While the iPhone maker’s stock is up more than 15% this year, Apple shares are still considered attractively priced, given the company’s massive earnings. This, plus improving environmental performance make Apple “the one stock you just can’t ignore,” says Anthony Tursich, senior portfolio manager of the Portfolio 21 Global Equity Fund, a so-called green fund that bought Apple in 2011 after the company began providing more emissions data.
Tursich’s biggest holding is another tech giant, Google , which he bought only after the search engine company made progress on renewable energy.
Environmental fund managers may be broadening their shopping lists in part because they have more money to deploy: For the 12 months ended April 30, investors put $1.9 billion of new money into the 72 funds tracked by Lipper that use environmental criteria in their investment decisions.
That’s still tiny relative to the $247.6 billion that went into all U.S. equity funds, but it represents a 5% inflow that Lipper research head Tom Roseen said was significant. The bulk of the new money, more than $1 billion, went into the dominant $9.5 billion Parnassus Core Equity Fund, Lipper said.
Apple is the top holding of the Parnassus fund, which bought most of the shares in 2013, the year the fund rose 34% and beat 72% of peers, according to Morningstar. Through June 13 the fund was up about 7% in 2014, beating 87% of peers.
Apple is also the top holding of the Calvert Equity Portfolio and the Green Century Balanced Fund, and is the third-largest stock in the Pax World Balanced Fund, according to the funds’ latest filings.
Fund managers cited a mix of reasons for warming up to Apple, including reforms pushed by Chief Executive Tim Cook and the stock’s outlook. It is up 15% in 2014 on enthusiasm for its iPhones and other pending products, as well as a stock split and a dividend increase.
In the past, Apple had taken hits from activist groups like Greenpeace — which in 2010 called it “very weak” on climate and emissions matters — and has faced scrutiny over the hiring of children at factories of suppliers that make its products.
It also earned a bottom score of “4” on its carbon footprint from the Boston sustainability advocacy group Ceres. Ceres senior manager Kristen Lang said Apple had not released enough information to get a better score, such as making public its targets for reducing greenhouse gas emissions. Google received a higher score of “2” from Ceres, which praised its spending on renewable energy.
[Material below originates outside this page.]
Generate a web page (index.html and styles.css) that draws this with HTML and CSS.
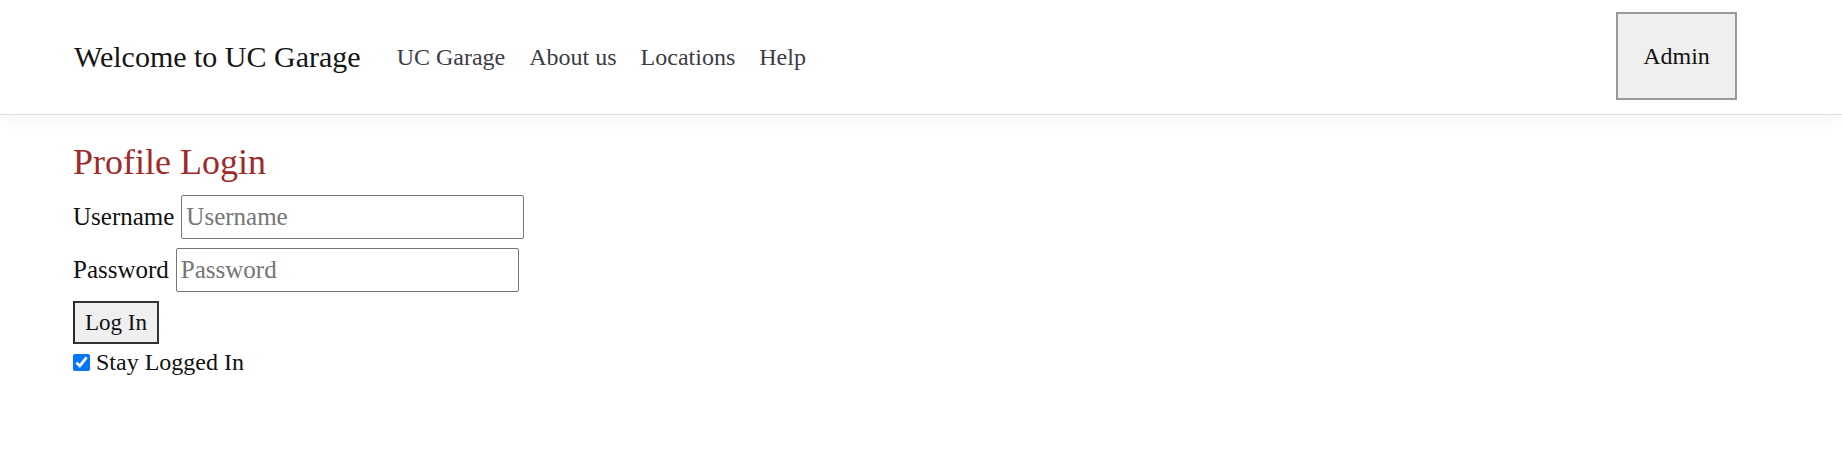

Among other things, Greenpeace said Apple was moving too slowly to stop using hazardous materials like polyvinyl chloride plastic — often used to insulate electrical cables — and brominated flame retardants in its products. Critics worried both materials could be released from products during use or when older computers or power cords are disposed in landfills.
In recent years, however, Apple has made changes and improved its image with environmentalists. In April, Greenpeace called Apple a leader for things like powering data centers with solar arrays, wind farms and water. Ceres’ Lang said Apple might get a higher score currently based on steps it has taken since data for her groups’ report was collected last fall.
In addition, Apple this year reported a sharp decline in number of underage workers hired at its supplier facilities abroad.
Apple — whose board includes environmentalist and former U.S. Vice President Al Gore — also last year hired former U.S. Environmental Protection Agency head Lisa Jackson to oversee areas like cutting toxins from its products.
Asked about the Ceres score, Apple spokesman Chris Gaither said the company powers 94% of its global corporate facilities with renewable energy now, up from 35% in 2010. He added: “Of course, the cleanest energy is the energy you never use, and that’s why we’ve made efficiency such an important feature in Apple facilities and products.”